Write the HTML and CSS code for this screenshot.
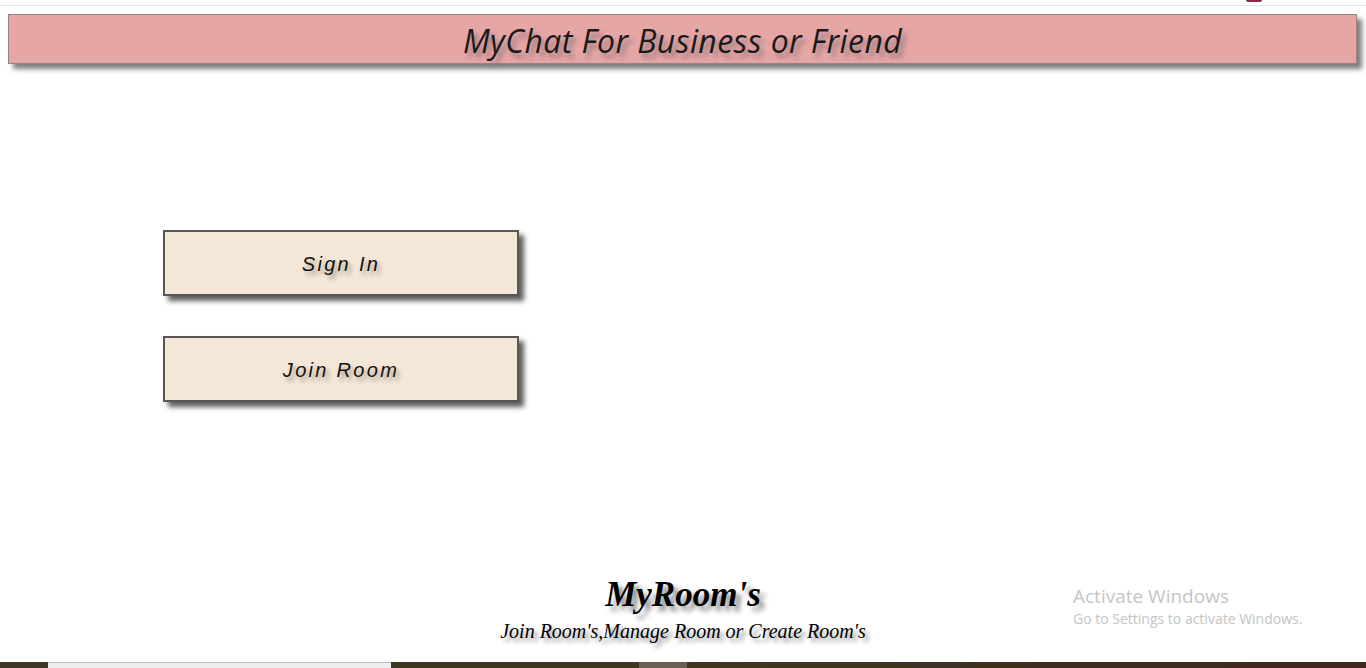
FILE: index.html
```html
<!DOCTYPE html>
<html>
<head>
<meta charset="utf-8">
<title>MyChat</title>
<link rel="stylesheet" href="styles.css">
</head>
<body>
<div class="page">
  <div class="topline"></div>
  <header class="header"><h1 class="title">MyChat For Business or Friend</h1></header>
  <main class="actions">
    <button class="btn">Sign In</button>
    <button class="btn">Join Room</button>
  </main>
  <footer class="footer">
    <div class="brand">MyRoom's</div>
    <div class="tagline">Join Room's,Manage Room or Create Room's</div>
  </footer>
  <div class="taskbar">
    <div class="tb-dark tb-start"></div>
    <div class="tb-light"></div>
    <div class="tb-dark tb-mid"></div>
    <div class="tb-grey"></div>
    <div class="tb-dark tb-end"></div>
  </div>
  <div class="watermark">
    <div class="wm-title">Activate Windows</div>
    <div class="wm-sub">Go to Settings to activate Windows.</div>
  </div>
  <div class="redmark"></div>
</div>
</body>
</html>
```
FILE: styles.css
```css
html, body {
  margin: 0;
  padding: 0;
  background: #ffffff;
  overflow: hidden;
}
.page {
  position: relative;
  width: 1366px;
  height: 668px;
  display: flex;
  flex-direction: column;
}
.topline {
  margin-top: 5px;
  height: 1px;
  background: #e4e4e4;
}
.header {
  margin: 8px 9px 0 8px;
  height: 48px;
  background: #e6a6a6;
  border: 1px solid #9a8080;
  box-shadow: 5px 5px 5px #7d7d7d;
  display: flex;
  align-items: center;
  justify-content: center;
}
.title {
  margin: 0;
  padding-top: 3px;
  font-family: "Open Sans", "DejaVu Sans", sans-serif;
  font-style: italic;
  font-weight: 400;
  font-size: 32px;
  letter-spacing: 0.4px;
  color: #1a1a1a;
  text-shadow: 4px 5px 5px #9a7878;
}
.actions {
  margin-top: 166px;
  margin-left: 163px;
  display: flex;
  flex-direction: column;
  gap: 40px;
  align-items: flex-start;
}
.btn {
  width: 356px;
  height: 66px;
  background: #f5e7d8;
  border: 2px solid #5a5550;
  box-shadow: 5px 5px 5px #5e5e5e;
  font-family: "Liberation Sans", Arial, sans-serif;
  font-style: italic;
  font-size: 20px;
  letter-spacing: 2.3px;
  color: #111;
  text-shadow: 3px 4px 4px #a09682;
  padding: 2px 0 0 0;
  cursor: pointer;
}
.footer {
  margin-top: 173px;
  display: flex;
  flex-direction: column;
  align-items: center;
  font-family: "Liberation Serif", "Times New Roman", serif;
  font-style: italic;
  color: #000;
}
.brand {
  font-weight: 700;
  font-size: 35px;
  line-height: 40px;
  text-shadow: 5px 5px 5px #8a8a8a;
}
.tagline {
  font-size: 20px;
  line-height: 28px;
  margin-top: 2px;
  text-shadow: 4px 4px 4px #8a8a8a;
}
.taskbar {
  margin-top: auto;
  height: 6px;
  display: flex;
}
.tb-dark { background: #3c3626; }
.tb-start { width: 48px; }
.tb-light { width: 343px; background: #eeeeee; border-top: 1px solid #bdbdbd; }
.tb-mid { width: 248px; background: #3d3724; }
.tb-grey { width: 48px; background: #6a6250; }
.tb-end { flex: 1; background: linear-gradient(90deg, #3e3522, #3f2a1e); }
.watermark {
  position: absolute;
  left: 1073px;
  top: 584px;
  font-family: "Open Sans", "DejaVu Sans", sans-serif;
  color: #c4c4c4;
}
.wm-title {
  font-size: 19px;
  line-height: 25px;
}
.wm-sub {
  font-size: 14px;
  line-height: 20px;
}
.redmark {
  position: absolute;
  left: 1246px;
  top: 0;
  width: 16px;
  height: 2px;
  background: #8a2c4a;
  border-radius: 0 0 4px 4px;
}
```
+++++
Directions for this task » Pictures excluded, quote all the data above exactly.

Response to the exercise »
Write the HTML and CSS code for this screenshot.
FILE: index.html
```html
<!DOCTYPE html>
<html>
<head>
<meta charset="utf-8">
<title>MyChat</title>
<link rel="stylesheet" href="styles.css">
</head>
<body>
<div class="page">
  <div class="topline"></div>
  <header class="header"><h1 class="title">MyChat For Business or Friend</h1></header>
  <main class="actions">
    <button class="btn">Sign In</button>
    <button class="btn">Join Room</button>
  </main>
  <footer class="footer">
    <div class="brand">MyRoom's</div>
    <div class="tagline">Join Room's,Manage Room or Create Room's</div>
  </footer>
  <div class="taskbar">
    <div class="tb-dark tb-start"></div>
    <div class="tb-light"></div>
    <div class="tb-dark tb-mid"></div>
    <div class="tb-grey"></div>
    <div class="tb-dark tb-end"></div>
  </div>
  <div class="watermark">
    <div class="wm-title">Activate Windows</div>
    <div class="wm-sub">Go to Settings to activate Windows.</div>
  </div>
  <div class="redmark"></div>
</div>
</body>
</html>
```
FILE: styles.css
```css
html, body {
  margin: 0;
  padding: 0;
  background: #ffffff;
  overflow: hidden;
}
.page {
  position: relative;
  width: 1366px;
  height: 668px;
  display: flex;
  flex-direction: column;
}
.topline {
  margin-top: 5px;
  height: 1px;
  background: #e4e4e4;
}
.header {
  margin: 8px 9px 0 8px;
  height: 48px;
  background: #e6a6a6;
  border: 1px solid #9a8080;
  box-shadow: 5px 5px 5px #7d7d7d;
  display: flex;
  align-items: center;
  justify-content: center;
}
.title {
  margin: 0;
  padding-top: 3px;
  font-family: "Open Sans", "DejaVu Sans", sans-serif;
  font-style: italic;
  font-weight: 400;
  font-size: 32px;
  letter-spacing: 0.4px;
  color: #1a1a1a;
  text-shadow: 4px 5px 5px #9a7878;
}
.actions {
  margin-top: 166px;
  margin-left: 163px;
  display: flex;
  flex-direction: column;
  gap: 40px;
  align-items: flex-start;
}
.btn {
  width: 356px;
  height: 66px;
  background: #f5e7d8;
  border: 2px solid #5a5550;
  box-shadow: 5px 5px 5px #5e5e5e;
  font-family: "Liberation Sans", Arial, sans-serif;
  font-style: italic;
  font-size: 20px;
  letter-spacing: 2.3px;
  color: #111;
  text-shadow: 3px 4px 4px #a09682;
  padding: 2px 0 0 0;
  cursor: pointer;
}
.footer {
  margin-top: 173px;
  display: flex;
  flex-direction: column;
  align-items: center;
  font-family: "Liberation Serif", "Times New Roman", serif;
  font-style: italic;
  color: #000;
}
.brand {
  font-weight: 700;
  font-size: 35px;
  line-height: 40px;
  text-shadow: 5px 5px 5px #8a8a8a;
}
.tagline {
  font-size: 20px;
  line-height: 28px;
  margin-top: 2px;
  text-shadow: 4px 4px 4px #8a8a8a;
}
.taskbar {
  margin-top: auto;
  height: 6px;
  display: flex;
}
.tb-dark { background: #3c3626; }
.tb-start { width: 48px; }
.tb-light { width: 343px; background: #eeeeee; border-top: 1px solid #bdbdbd; }
.tb-mid { width: 248px; background: #3d3724; }
.tb-grey { width: 48px; background: #6a6250; }
.tb-end { flex: 1; background: linear-gradient(90deg, #3e3522, #3f2a1e); }
.watermark {
  position: absolute;
  left: 1073px;
  top: 584px;
  font-family: "Open Sans", "DejaVu Sans", sans-serif;
  color: #c4c4c4;
}
.wm-title {
  font-size: 19px;
  line-height: 25px;
}
.wm-sub {
  font-size: 14px;
  line-height: 20px;
}
.redmark {
  position: absolute;
  left: 1246px;
  top: 0;
  width: 16px;
  height: 2px;
  background: #8a2c4a;
  border-radius: 0 0 4px 4px;
}
```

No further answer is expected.